Asylum seeker assaulted
Representational image of a prison cell. RICHARD BOUHET/AFP/Getty Images

Murders and rapists who have been serving life sentences in the UK may soon be banned from getting married under new legislation proposed by Justice Secretary Dominic Raab.

Raab has proposed a Victims' Bill, which stipulates that criminals serving life terms should be banned from ever getting married. In a letter addressed to his colleagues, Raab expressed concerns about the developments that have taken place since serial killer Levi Bellfield's plans to get married became public.

"I consider there is a very real risk that marriage in such cases would undermine public and victims' confidence in the Criminal Justice System," Raab wrote in the letter accessed by The Sun.

"Even where there is no risk of direct physical harm there is a significant risk of coercive or controlling behaviour. I have seen how Bellfield seeking to marry has caused distress and trauma to his victims," he added.

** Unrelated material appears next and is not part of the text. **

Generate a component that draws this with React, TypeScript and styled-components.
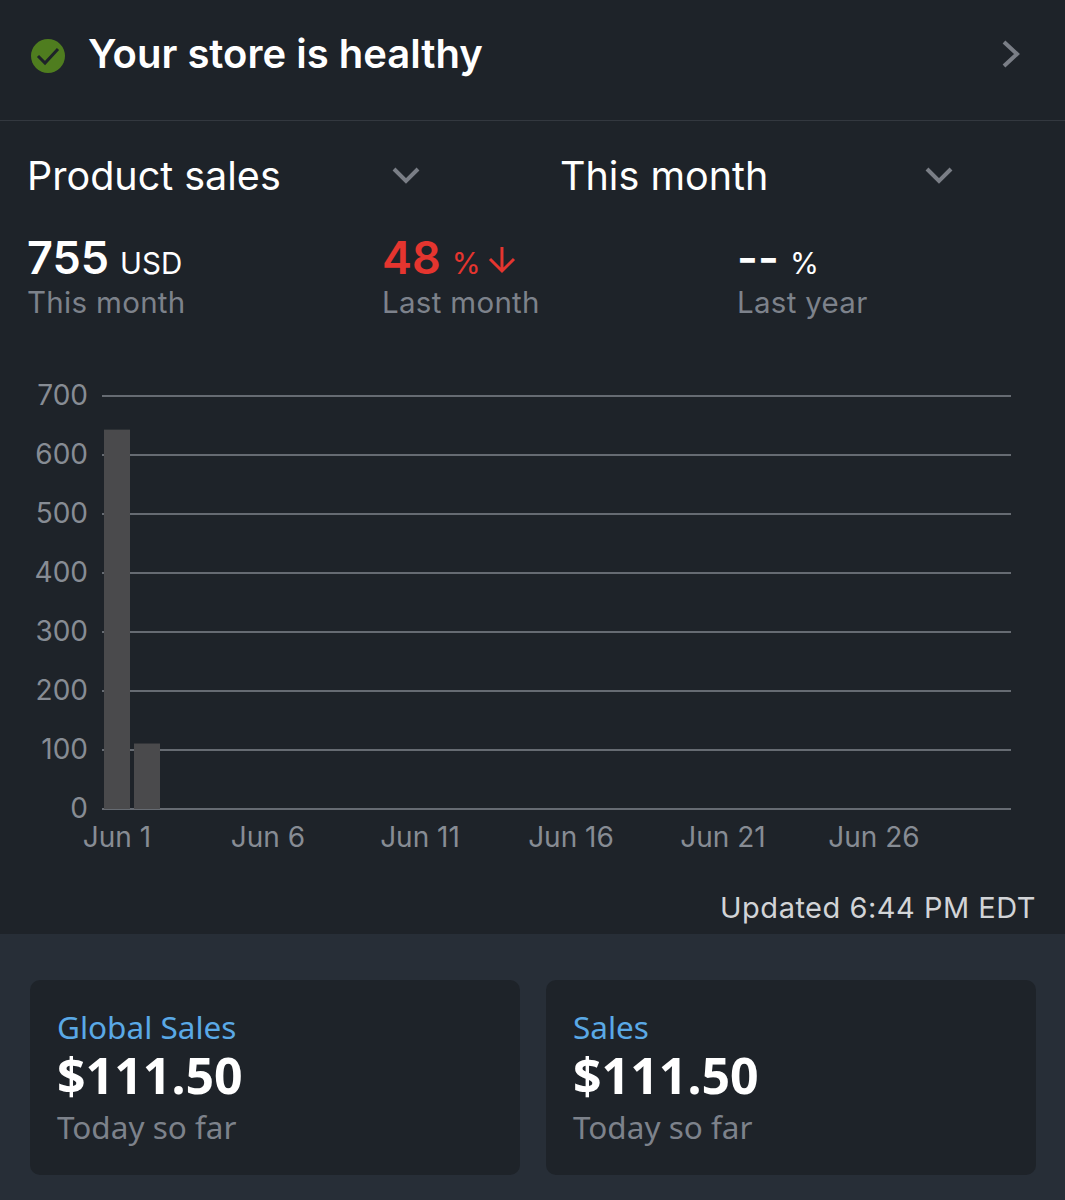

Bellfield applied to marry in prison last May. He wishes to marry a regular female visitor at HMP Frankfield in Durham. The development sparked outrage across the UK, forcing authorities to take some action to address such cases.

Article 12 of the European Convention on Human Rights gives killers like Bellfield the right to apply for consideration so that he can be allowed to marry the person he wants to if permitted. The article has delayed the passing of the Victims' Bill. The Conservative government has attracted a lot of criticism from Labour MPs for failing to get the bill passed.

"Labour has been calling for a Victims Bill for over eight years, but the Conservatives have dragged their feet and done nothing. In which time, we have had seven Justice Secretaries," said Labour's Shadow Justice Secretary Steve Reed.

According to a report in The Independent, around 60 prisoners applied to get married last year. Bellfield himself is serving two whole-life sentences.

According to different sources, he has between five and 11 children, and was already serving life for the hammer murders of Marsha McDonnell and Amelie Delagrange when he was convicted of the murder of Milly Dowler.

Milly was abducted while walking home from school in Walton-on-Thames, Surrey, in March 2002. Her skeleton was found in a wood in Yateley Heath, Hampshire - 25 miles from her house - nearly six months later.

Bellfield was given a whole-life prison sentence in June 2011 for the murder of the teenager. He confessed when an investigation was launched into whether he had an accomplice after he bragged to a fellow prisoner about his crime.

He gave the police a graphic account of how he repeatedly raped, tortured, and murdered Milly. He revealed he kidnapped her in broad daylight outside her house and took her to his flat near Walton station where he assaulted her. He then drove her to his mother's house, where he raped and tortured her for several hours before strangling her to death.

Since being imprisoned, Bellfield has converted to Islam and now calls himself Yusuf Rahim. He has "confessed" to a number of other unsolved murders, but police have not found any evidence to support the claims.

Bellfield is one of around 65 prisoners in the UK serving whole-life prison terms. These include Sutcliffe, Moors Murderer Ian Brady, Rose West, and Jo Cox's killer, Thomas Mair. However, Bellfield is not the only high-profile criminal who wishes to marry even as he serves a life sentence.

One of the most high-profile prison weddings in the UK was that of Charles Bronson and television actress Paula Williamson in 2017. The couple tied the knot at HMP Wakefield.

Bronson was famously portrayed by British actor Tom Hardy in a 2008 film about his life that proved a cult classic and a star-making turn for the future Mad Max and Dark Knight Rises star.